Science Café Cleveland presents
"Wind power: how air or energy for the future?"
AUGUST 13, 2012
FEATURING:
Chair, Department of Mechanical & Aerospace Engineering
Case Western Reserve University
EVENT INFORMATION:
In this presentation Iwan will talk about offshore wind (including the Great Lakes), its relevance, barriers to implementation and its role now and in the future relative to conventional fuels for electrical power – coal, natural gas and nuclear.

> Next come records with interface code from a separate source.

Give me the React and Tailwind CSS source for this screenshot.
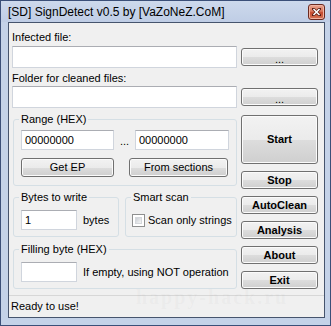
const btn =
  "flex items-center justify-center rounded-[3px] border border-[#707070] bg-[linear-gradient(to_bottom,#f2f2f2_0%,#ebebeb_50%,#dddddd_50%,#cfcfcf_100%)] shadow-[inset_0_0_0_1px_#fbfbfb] text-black";
const input =
  "bg-white border border-[#d0d5dd] border-t-[#abadb3] px-[3px] flex items-center";
const group = "rounded-[3px] border border-[#d5dfe5] px-[7px] min-w-0";

const CloseButton = () => (
  <div className="w-[17px] h-[16px] rounded-[3px] border border-[#6b2a20] bg-[linear-gradient(to_bottom,#eaa590_0%,#d9775c_45%,#c4492e_55%,#d77657_100%)] shadow-[inset_0_0_0_1px_#f0b4a2] flex items-center justify-center">
    <svg width="9" height="8" viewBox="0 0 9 8">
      <path d="M1 0.5 L8 7.5 M8 0.5 L1 7.5" stroke="#5a1c12" strokeWidth="3" strokeLinecap="square" />
      <path d="M1.5 1 L7.5 7 M7.5 1 L1.5 7" stroke="#ffffff" strokeWidth="1.6" />
    </svg>
  </div>
);

export default function App() {
  return (
    <div className="relative w-[331px] h-[326px] overflow-hidden bg-[#c4d2e8] border border-[#3b4f78] flex flex-col font-['Liberation_Sans',Arial,sans-serif] text-[11px] text-black">
      <div className="h-[21px] flex items-center justify-between pl-[7px] pr-[5px] pt-[1px] bg-[linear-gradient(to_bottom,#cdd9ec,#bfcde5)]">
        <span className="text-[12px] leading-[14px] text-black">[SD] SignDetect v0.5 by [VaZoNeZ.CoM]</span>
        <CloseButton />
      </div>

      <div className="ml-[7px] mr-[5px] mb-[7px] flex-1 border border-[#46546d] bg-[#f0f0f0] flex flex-col">
        <div className="pl-[3px] pt-[7px] flex flex-col">
          <div className="h-[14px] leading-[14px]">Infected file:</div>
          <div className="flex mt-[2px]">
            <div className={`${input} w-[225px] h-[22px]`} />
            <button className={`${btn} ml-[4px] mt-[2px] w-[77px] h-[18px] leading-none pt-[4px]`}>...</button>
          </div>
          <div className="h-[14px] leading-[14px] mt-[3px]">Folder for cleaned files:</div>
          <div className="flex mt-[1px]">
            <div className={`${input} w-[225px] h-[22px]`} />
            <button className={`${btn} ml-[4px] mt-[2px] w-[77px] h-[18px] leading-none pt-[4px]`}>...</button>
          </div>

          <div className="flex mt-[5px]">
            <div className="ml-[1px] w-[224px] flex flex-col">
              <fieldset className={`${group} pb-[8px]`}>
                <legend className="-ml-[2px] px-[2px] leading-[13px]">Range (HEX)</legend>
                <div className="flex mt-[4px]">
                  <div className={`${input} w-[93px] h-[20px]`}>00000000</div>
                  <div className="w-[21px] flex items-end justify-center pb-[3px] leading-none">...</div>
                  <div className={`${input} w-[94px] h-[20px]`}>00000000</div>
                </div>
                <div className="flex mt-[8px]">
                  <button className={`${btn} w-[93px] h-[19px]`}>Get EP</button>
                  <button className={`${btn} ml-[15px] w-[99px] h-[19px]`}>From sections</button>
                </div>
              </fieldset>

              <div className="flex mt-[5px]">
                <fieldset className={`${group} w-[106px] pb-[6px]`}>
                  <legend className="-ml-[2px] px-[2px] leading-[13px]">Bytes to write</legend>
                  <div className="flex items-center mt-[6px]">
                    <div className={`${input} w-[56px] h-[20px]`}>1</div>
                    <span className="ml-[6px]">bytes</span>
                  </div>
                </fieldset>
                <fieldset className={`${group} ml-[6px] w-[112px] pb-[6px] !px-[6px]`}>
                  <legend className="-ml-[1px] px-[2px] leading-[13px]">Smart scan</legend>
                  <div className="flex items-center mt-[6px] h-[20px] whitespace-nowrap">
                    <div className="shrink-0 w-[13px] h-[13px] border border-[#8e8f8f] bg-white p-[2px]">
                      <div className="w-full h-full bg-[linear-gradient(135deg,#cbcfd5,#f6f6f6)] border border-[#d5d8dc]" />
                    </div>
                    <span className="ml-[3px]">Scan only strings</span>
                  </div>
                </fieldset>
              </div>

              <fieldset className={`${group} mt-[6px] pb-[6px]`}>
                <legend className="-ml-[2px] px-[2px] leading-[13px]">Filling byte (HEX)</legend>
                <div className="flex items-center mt-[6px]">
                  <div className={`${input} w-[56px] h-[20px]`} />
                  <span className="ml-[6px]">If empty, using NOT operation</span>
                </div>
              </fieldset>
            </div>

            <div className="ml-[4px] mt-[2px] w-[77px] flex flex-col gap-[7px] font-bold">
              <button className={`${btn} h-[49px]`}>Start</button>
              <button className={`${btn} h-[18px]`}>Stop</button>
              <button className={`${btn} h-[18px]`}>AutoClean</button>
              <button className={`${btn} h-[18px]`}>Analysis</button>
              <button className={`${btn} h-[18px]`}>About</button>
              <button className={`${btn} h-[18px]`}>Exit</button>
            </div>
          </div>
        </div>

        <div className="flex-1" />
        <div className="h-[22px] border-t border-[#d7d7d7] pl-[2px] flex items-center">Ready to use!</div>
      </div>

      <div className="pointer-events-none absolute left-[135px] top-[281px] text-[20px] font-bold tracking-[2px] font-['Liberation_Serif',serif] text-[rgba(160,160,160,0.07)]">
        happy-hack.ru
      </div>
    </div>
  );
}
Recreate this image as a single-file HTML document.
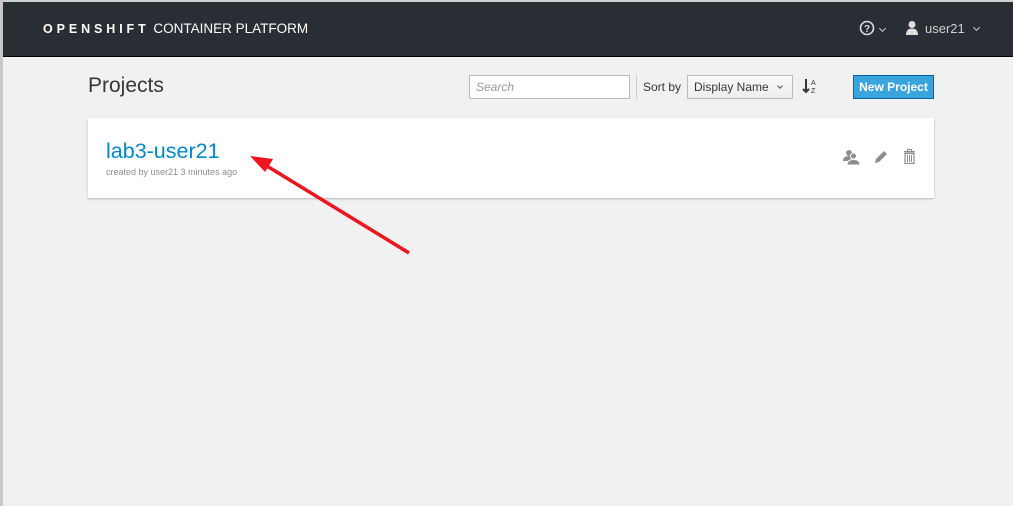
<!DOCTYPE html>
<html><head><style>
body{margin:0;width:1013px;height:506px;overflow:hidden;background:#f1f1f1;font-family:"Liberation Sans",sans-serif;position:relative}
.l{position:absolute;left:0;top:0;width:3px;height:506px;background:#c8c8c8}
.top{position:absolute;left:0;top:0;width:1013px;height:2px;background:#d0d0d0}
.nav{position:absolute;left:3px;top:2px;width:1010px;height:54px;background:#292e34;border-bottom:1px solid #030303}
.brand{position:absolute;left:40px;top:19px;color:#fff;font-size:13.5px;letter-spacing:0}
.brand b{letter-spacing:3.9px;font-weight:bold;font-size:12.5px}
.nr{position:absolute;color:#d1d1d1;font-size:13px;top:19px}
h1{position:absolute;left:88px;top:74px;margin:0;font-weight:normal;font-size:21px;color:#363636}
.search{position:absolute;left:469px;top:75px;border:1px solid #bbb;background:#fff;font-style:italic;color:#999;font-size:12px;line-height:22px;padding-left:6px;box-sizing:border-box;width:161px;height:24px}
.sep{position:absolute;left:636px;top:75px;width:1px;height:24px;background:#ccc}
.sb{position:absolute;left:643px;top:80px;font-size:12px;color:#363636}
.dd{position:absolute;left:687px;top:75px;width:106px;height:24px;border:1px solid #bbb;background:linear-gradient(#fafafa,#ededed);box-sizing:border-box;font-size:12px;color:#363636;line-height:22px;padding-left:6px}
.az{position:absolute;left:802px;top:77px;font-size:14px;color:#333}
.btn{position:absolute;left:853px;top:75px;width:81px;height:24px;background:#39a5dc;border:1px solid #00659c;box-sizing:border-box;color:#fff;font-weight:bold;font-size:12px;line-height:22px;text-align:center}
.card{position:absolute;left:88px;top:118px;width:846px;height:80px;background:#fff;box-shadow:0 1px 2px rgba(0,0,0,.25)}
.pn{position:absolute;left:18px;top:21px;font-size:21.5px;color:#0088ce}
.cb{position:absolute;left:18px;top:49px;font-size:9px;color:#8b8d8f}
.chev{display:inline-block;width:4px;height:4px;border-right:1.3px solid #ccc;border-bottom:1.3px solid #ccc;transform:rotate(45deg);vertical-align:3px}
</style></head><body>
<div class="top"></div>
<div class="nav">
<div class="brand"><b>OPENSHIFT</b> CONTAINER PLATFORM</div>
<div class="nr" style="left:856px;top:18px"><svg width="16" height="16" viewBox="0 0 16 16"><circle cx="8" cy="8" r="6.5" fill="none" stroke="#ddd" stroke-width="1.6"/><text x="8" y="12" text-anchor="middle" font-size="10" font-weight="bold" fill="#ddd" font-family="Liberation Sans">?</text></svg></div>
<div class="nr" style="left:877px;top:20px"><span class="chev"></span></div>
<div class="nr" style="left:902px;top:18px"><svg width="14" height="15" viewBox="0 0 14 15"><circle cx="7" cy="4.5" r="3.5" fill="#ddd"/><path d="M1 15 Q1 8.5 7 8.5 Q13 8.5 13 15Z" fill="#ddd"/></svg></div>
<div class="nr" style="left:922px;top:19px">user21 <span class="chev" style="margin-left:6px"></span></div>
</div>
<div class="l"></div>
<h1>Projects</h1>
<div class="search">Search</div>
<div class="sep"></div>
<div class="sb">Sort by</div>
<div class="dd">Display Name <span class="chev" style="margin-left:6px;border-color:#555;width:3px;height:3px"></span></div>
<div class="az"><svg width="16" height="18" viewBox="0 0 16 18"><path d="M4 2V15M1 12L4 15 7 12" stroke="#333" stroke-width="2" fill="none"/><text x="9" y="8" font-size="7" fill="#333" font-family="Liberation Sans">A</text><text x="9" y="16" font-size="7" fill="#333" font-family="Liberation Sans">Z</text></svg></div>
<div class="btn">New Project</div>
<div class="card">
<div class="pn">lab3-user21</div>
<div class="cb">created by user21 3 minutes ago</div>
<svg style="position:absolute;left:755px;top:31px" width="18" height="16" viewBox="0 0 18 16"><circle cx="6" cy="4" r="3" fill="#8b8d8f"/><path d="M0 12Q0 7 6 7 10 7 11 10V12Z" fill="#8b8d8f"/><circle cx="10.5" cy="7" r="3" fill="#8b8d8f" stroke="#fff" stroke-width="1"/><path d="M4 16Q4 10.5 10.5 10.5 17 10.5 17 16Z" fill="#8b8d8f" stroke="#fff" stroke-width="1"/></svg>
<svg style="position:absolute;left:786px;top:31px" width="15" height="15" viewBox="0 0 15 15"><path d="M2 10L10 2 13 5 5 13 1 14Z" fill="#8b8d8f"/><path d="M11 1L14 4" stroke="#fff" stroke-width="1"/></svg>
<svg style="position:absolute;left:815px;top:31px" width="13" height="15" viewBox="0 0 13 15"><rect x="1" y="2" width="11" height="1.5" fill="#8b8d8f"/><rect x="4.5" y="0.5" width="4" height="2" fill="none" stroke="#8b8d8f"/><path d="M2 4.5H11V14.5H2Z" fill="none" stroke="#8b8d8f" stroke-width="1.2"/><path d="M4.5 6V13M6.5 6V13M8.5 6V13" stroke="#8b8d8f"/></svg>
</div>
<svg style="position:absolute;left:0;top:0" width="1013" height="506"><path d="M409 253L262 163" stroke="#f0141e" stroke-width="3.5" fill="none"/><path d="M250 156L273 159 265 172Z" fill="#f0141e"/></svg>
</body></html>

For the U.S. to reach the Department of Energy's (DOE) goal of 54GW of offshore wind energy by 2030, thousands of new multi-megawatt wind turbines need to be installed along the Atlantic, Pacific, and Great Lakes coasts. These plants are expected to site turbines in arrays much larger than the typical offshore sizes today (which range from 40-100 turbines, in Europe) to achieve the cost reductions necessary to make offshore wind cost competitive. To achieve U.S. wind generation objectives, multiple critical factors must be addressed, as follows:
• Reducing the cost of wind energy compared to current dominant non-renewable sources of U.S. energy production – coal, natural gas and nuclear
• Integrating wind into electric power systems with efficient and reliable delivery and addition of transmission capacity where needed
• Leveraging a diversity of wind energy sources and geographic distribution reflected in utility-scale land-based wind, offshore wind, and distributed wind
• Inspiring scientific and engineering innovation at a system, component, and operational level
• Attracting investment with policy and stability including fair and equivalent subsidization and recognition of total carbon cost
• Enabling social acceptance of the value and impacts of renewable energy sources
To motivate and evolve innovations in hardware and the optimization of strategies for offshore deployment, research at CWRU deals with a range of aspects including structural foundations, materials performance, lifetime and degradation of components, controls, wind measurement and characterization, and computational simulation of wind turbine and wind array (multiple turbines) dynamics. The challenge for simulation is to develop reliable and robust predictive capability that will: (i) analyze offshore array performance in shallow, transitional and deep water depths, (ii) analyze the performance of wind turbines within the array, and (iii) assist in the evolution of innovative prototype hardware, control strategies, and array configurations for optimized deployment.
USEFUL LINKS:
Great Lakes Energy Institute
http://energy.case.edu/energy-generation/wind
Department of Energy Report “20% Wind Energy by 2030”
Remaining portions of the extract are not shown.